Government publishes BNG framework for NSIPs
Defra has this week published a suite of guidance and policy documents setting out how Biodiversity Net Gain (BNG) will be implemented for Nationally Significant Infrastructure Projects (NSIPs) in England from 2 November 2026.
The publications provide long-awaited detail on how the mandatory 10% BNG requirement will apply to major infrastructure projects requiring Development Consent Orders (DCOs), including energy infrastructure, airports, ports, water resources, wastewater projects, national networks, data centres, geological disposal facilities and projects where no National Policy Statement applies.

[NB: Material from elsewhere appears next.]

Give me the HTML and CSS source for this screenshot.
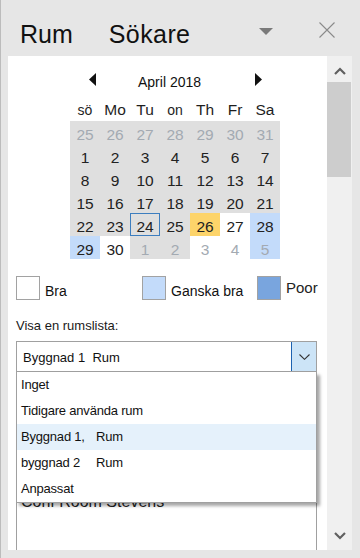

The new framework follows the Government’s response to last year’s consultation on NSIP BNG and marks a significant step towards extending biodiversity net gain requirements beyond the town and country planning regime introduced in 2024.
The package includes:
- Biodiversity Gain Statements for each NSIP sector, setting out how projects must calculate, deliver and report biodiversity net gain.
- New guidance on establishing BNG baselines for NSIPs.
- Updated guidance on what measures can count towards BNG delivery.
- Supporting guidance on legal agreements, habitat management and monitoring plans, biodiversity gain sites and statutory biodiversity credits.
Together, these documents provide the operational framework that developers, ecological consultants, competent authorities and infrastructure promoters will need to follow ahead of implementation in November.
A central element of the new guidance is clarification on how NSIP baseline biodiversity value should be calculated. The guidance confirms that baseline calculations must include habitats within the development boundary that will be negatively affected by the project, whether impacts are temporary or permanent, as well as habitats that will contribute towards achieving biodiversity net gain.
The guidance also recognises the complexities associated with large infrastructure schemes where final construction footprints may not yet be fully defined at the point of application, providing additional direction on how baseline assessments should be undertaken where project design details remain uncertain.
As with other forms of development subject to mandatory BNG, NSIPs will be expected to follow the mitigation hierarchy, secure gains through on-site and off-site habitat creation and enhancement where possible, and use statutory biodiversity credits only as a last resort.